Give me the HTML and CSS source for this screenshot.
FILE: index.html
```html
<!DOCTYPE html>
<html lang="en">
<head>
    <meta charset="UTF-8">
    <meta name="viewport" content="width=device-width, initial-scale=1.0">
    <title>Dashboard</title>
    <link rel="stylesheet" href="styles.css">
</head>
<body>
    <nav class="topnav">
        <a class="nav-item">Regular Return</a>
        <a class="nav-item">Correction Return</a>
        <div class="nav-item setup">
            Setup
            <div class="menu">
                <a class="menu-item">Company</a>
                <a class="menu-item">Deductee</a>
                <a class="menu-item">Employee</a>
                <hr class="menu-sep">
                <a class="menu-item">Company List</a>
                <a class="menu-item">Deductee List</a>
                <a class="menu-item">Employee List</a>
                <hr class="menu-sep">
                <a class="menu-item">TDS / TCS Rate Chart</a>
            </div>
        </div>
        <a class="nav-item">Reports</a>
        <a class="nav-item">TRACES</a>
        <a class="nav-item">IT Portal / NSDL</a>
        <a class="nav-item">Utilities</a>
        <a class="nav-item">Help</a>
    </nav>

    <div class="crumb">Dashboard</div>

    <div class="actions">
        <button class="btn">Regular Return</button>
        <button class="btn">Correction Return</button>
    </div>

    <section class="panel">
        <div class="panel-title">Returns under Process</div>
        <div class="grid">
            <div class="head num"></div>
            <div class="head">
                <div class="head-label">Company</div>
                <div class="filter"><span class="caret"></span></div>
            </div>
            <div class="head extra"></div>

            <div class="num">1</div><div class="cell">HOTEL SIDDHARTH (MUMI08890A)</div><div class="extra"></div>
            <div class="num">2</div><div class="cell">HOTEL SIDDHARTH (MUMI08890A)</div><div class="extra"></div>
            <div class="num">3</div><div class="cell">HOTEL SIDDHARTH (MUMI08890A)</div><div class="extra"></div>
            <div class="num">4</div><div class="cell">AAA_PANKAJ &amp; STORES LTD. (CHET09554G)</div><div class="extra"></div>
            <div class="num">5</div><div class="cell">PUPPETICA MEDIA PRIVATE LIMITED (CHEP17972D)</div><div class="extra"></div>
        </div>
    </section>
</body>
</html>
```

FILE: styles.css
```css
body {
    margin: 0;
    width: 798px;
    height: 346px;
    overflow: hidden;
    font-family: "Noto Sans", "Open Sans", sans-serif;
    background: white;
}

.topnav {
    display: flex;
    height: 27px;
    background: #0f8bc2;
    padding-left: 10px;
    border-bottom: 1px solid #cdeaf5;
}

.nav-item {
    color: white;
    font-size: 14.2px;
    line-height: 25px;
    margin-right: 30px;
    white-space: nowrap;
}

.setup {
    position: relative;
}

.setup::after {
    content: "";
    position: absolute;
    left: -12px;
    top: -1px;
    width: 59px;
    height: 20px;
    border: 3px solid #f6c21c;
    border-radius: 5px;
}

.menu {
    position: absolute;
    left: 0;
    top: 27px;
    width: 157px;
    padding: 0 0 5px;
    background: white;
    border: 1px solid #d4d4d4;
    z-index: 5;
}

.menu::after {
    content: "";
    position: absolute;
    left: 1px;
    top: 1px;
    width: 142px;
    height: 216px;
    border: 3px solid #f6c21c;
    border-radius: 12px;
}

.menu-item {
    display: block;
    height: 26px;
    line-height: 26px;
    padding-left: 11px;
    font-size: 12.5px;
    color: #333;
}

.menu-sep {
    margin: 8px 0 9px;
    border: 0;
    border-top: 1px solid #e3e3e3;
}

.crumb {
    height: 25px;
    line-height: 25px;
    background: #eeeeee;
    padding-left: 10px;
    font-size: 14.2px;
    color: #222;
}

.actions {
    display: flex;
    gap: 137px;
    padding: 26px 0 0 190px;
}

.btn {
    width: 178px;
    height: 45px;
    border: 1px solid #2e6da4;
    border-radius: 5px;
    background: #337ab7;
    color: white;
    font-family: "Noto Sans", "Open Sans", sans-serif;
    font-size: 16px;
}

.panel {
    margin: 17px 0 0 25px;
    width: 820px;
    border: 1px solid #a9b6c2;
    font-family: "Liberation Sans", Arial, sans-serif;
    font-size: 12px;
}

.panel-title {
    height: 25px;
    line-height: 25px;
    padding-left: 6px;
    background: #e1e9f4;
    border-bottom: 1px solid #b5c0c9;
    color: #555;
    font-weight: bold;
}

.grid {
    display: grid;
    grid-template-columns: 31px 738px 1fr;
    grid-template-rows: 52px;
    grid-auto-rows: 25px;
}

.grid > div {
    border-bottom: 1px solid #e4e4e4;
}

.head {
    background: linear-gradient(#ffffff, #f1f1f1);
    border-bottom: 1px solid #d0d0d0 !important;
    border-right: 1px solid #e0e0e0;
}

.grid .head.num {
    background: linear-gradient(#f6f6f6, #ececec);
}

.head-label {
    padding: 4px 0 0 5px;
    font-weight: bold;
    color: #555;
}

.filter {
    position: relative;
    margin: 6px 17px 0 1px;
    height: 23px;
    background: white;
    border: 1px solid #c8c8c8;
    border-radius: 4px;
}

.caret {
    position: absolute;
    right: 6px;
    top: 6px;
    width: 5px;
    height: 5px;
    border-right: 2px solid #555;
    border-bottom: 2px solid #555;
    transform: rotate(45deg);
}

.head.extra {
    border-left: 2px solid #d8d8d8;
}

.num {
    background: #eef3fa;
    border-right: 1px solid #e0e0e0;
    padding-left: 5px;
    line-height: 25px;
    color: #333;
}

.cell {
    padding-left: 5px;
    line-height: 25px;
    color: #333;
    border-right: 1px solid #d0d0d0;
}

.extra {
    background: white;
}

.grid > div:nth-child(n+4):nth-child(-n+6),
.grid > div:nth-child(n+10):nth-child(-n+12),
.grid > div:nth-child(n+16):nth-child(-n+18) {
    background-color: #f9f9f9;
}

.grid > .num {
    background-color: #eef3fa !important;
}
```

INSTRUCTION:
Repeat back the data above, exact to the last character.

RESULT BELOW:
Give me the HTML and CSS source for this screenshot.
FILE: index.html
```html
<!DOCTYPE html>
<html lang="en">
<head>
    <meta charset="UTF-8">
    <meta name="viewport" content="width=device-width, initial-scale=1.0">
    <title>Dashboard</title>
    <link rel="stylesheet" href="styles.css">
</head>
<body>
    <nav class="topnav">
        <a class="nav-item">Regular Return</a>
        <a class="nav-item">Correction Return</a>
        <div class="nav-item setup">
            Setup
            <div class="menu">
                <a class="menu-item">Company</a>
                <a class="menu-item">Deductee</a>
                <a class="menu-item">Employee</a>
                <hr class="menu-sep">
                <a class="menu-item">Company List</a>
                <a class="menu-item">Deductee List</a>
                <a class="menu-item">Employee List</a>
                <hr class="menu-sep">
                <a class="menu-item">TDS / TCS Rate Chart</a>
            </div>
        </div>
        <a class="nav-item">Reports</a>
        <a class="nav-item">TRACES</a>
        <a class="nav-item">IT Portal / NSDL</a>
        <a class="nav-item">Utilities</a>
        <a class="nav-item">Help</a>
    </nav>

    <div class="crumb">Dashboard</div>

    <div class="actions">
        <button class="btn">Regular Return</button>
        <button class="btn">Correction Return</button>
    </div>

    <section class="panel">
        <div class="panel-title">Returns under Process</div>
        <div class="grid">
            <div class="head num"></div>
            <div class="head">
                <div class="head-label">Company</div>
                <div class="filter"><span class="caret"></span></div>
            </div>
            <div class="head extra"></div>

            <div class="num">1</div><div class="cell">HOTEL SIDDHARTH (MUMI08890A)</div><div class="extra"></div>
            <div class="num">2</div><div class="cell">HOTEL SIDDHARTH (MUMI08890A)</div><div class="extra"></div>
            <div class="num">3</div><div class="cell">HOTEL SIDDHARTH (MUMI08890A)</div><div class="extra"></div>
            <div class="num">4</div><div class="cell">AAA_PANKAJ &amp; STORES LTD. (CHET09554G)</div><div class="extra"></div>
            <div class="num">5</div><div class="cell">PUPPETICA MEDIA PRIVATE LIMITED (CHEP17972D)</div><div class="extra"></div>
        </div>
    </section>
</body>
</html>
```

FILE: styles.css
```css
body {
    margin: 0;
    width: 798px;
    height: 346px;
    overflow: hidden;
    font-family: "Noto Sans", "Open Sans", sans-serif;
    background: white;
}

.topnav {
    display: flex;
    height: 27px;
    background: #0f8bc2;
    padding-left: 10px;
    border-bottom: 1px solid #cdeaf5;
}

.nav-item {
    color: white;
    font-size: 14.2px;
    line-height: 25px;
    margin-right: 30px;
    white-space: nowrap;
}

.setup {
    position: relative;
}

.setup::after {
    content: "";
    position: absolute;
    left: -12px;
    top: -1px;
    width: 59px;
    height: 20px;
    border: 3px solid #f6c21c;
    border-radius: 5px;
}

.menu {
    position: absolute;
    left: 0;
    top: 27px;
    width: 157px;
    padding: 0 0 5px;
    background: white;
    border: 1px solid #d4d4d4;
    z-index: 5;
}

.menu::after {
    content: "";
    position: absolute;
    left: 1px;
    top: 1px;
    width: 142px;
    height: 216px;
    border: 3px solid #f6c21c;
    border-radius: 12px;
}

.menu-item {
    display: block;
    height: 26px;
    line-height: 26px;
    padding-left: 11px;
    font-size: 12.5px;
    color: #333;
}

.menu-sep {
    margin: 8px 0 9px;
    border: 0;
    border-top: 1px solid #e3e3e3;
}

.crumb {
    height: 25px;
    line-height: 25px;
    background: #eeeeee;
    padding-left: 10px;
    font-size: 14.2px;
    color: #222;
}

.actions {
    display: flex;
    gap: 137px;
    padding: 26px 0 0 190px;
}

.btn {
    width: 178px;
    height: 45px;
    border: 1px solid #2e6da4;
    border-radius: 5px;
    background: #337ab7;
    color: white;
    font-family: "Noto Sans", "Open Sans", sans-serif;
    font-size: 16px;
}

.panel {
    margin: 17px 0 0 25px;
    width: 820px;
    border: 1px solid #a9b6c2;
    font-family: "Liberation Sans", Arial, sans-serif;
    font-size: 12px;
}

.panel-title {
    height: 25px;
    line-height: 25px;
    padding-left: 6px;
    background: #e1e9f4;
    border-bottom: 1px solid #b5c0c9;
    color: #555;
    font-weight: bold;
}

.grid {
    display: grid;
    grid-template-columns: 31px 738px 1fr;
    grid-template-rows: 52px;
    grid-auto-rows: 25px;
}

.grid > div {
    border-bottom: 1px solid #e4e4e4;
}

.head {
    background: linear-gradient(#ffffff, #f1f1f1);
    border-bottom: 1px solid #d0d0d0 !important;
    border-right: 1px solid #e0e0e0;
}

.grid .head.num {
    background: linear-gradient(#f6f6f6, #ececec);
}

.head-label {
    padding: 4px 0 0 5px;
    font-weight: bold;
    color: #555;
}

.filter {
    position: relative;
    margin: 6px 17px 0 1px;
    height: 23px;
    background: white;
    border: 1px solid #c8c8c8;
    border-radius: 4px;
}

.caret {
    position: absolute;
    right: 6px;
    top: 6px;
    width: 5px;
    height: 5px;
    border-right: 2px solid #555;
    border-bottom: 2px solid #555;
    transform: rotate(45deg);
}

.head.extra {
    border-left: 2px solid #d8d8d8;
}

.num {
    background: #eef3fa;
    border-right: 1px solid #e0e0e0;
    padding-left: 5px;
    line-height: 25px;
    color: #333;
}

.cell {
    padding-left: 5px;
    line-height: 25px;
    color: #333;
    border-right: 1px solid #d0d0d0;
}

.extra {
    background: white;
}

.grid > div:nth-child(n+4):nth-child(-n+6),
.grid > div:nth-child(n+10):nth-child(-n+12),
.grid > div:nth-child(n+16):nth-child(-n+18) {
    background-color: #f9f9f9;
}

.grid > .num {
    background-color: #eef3fa !important;
}
```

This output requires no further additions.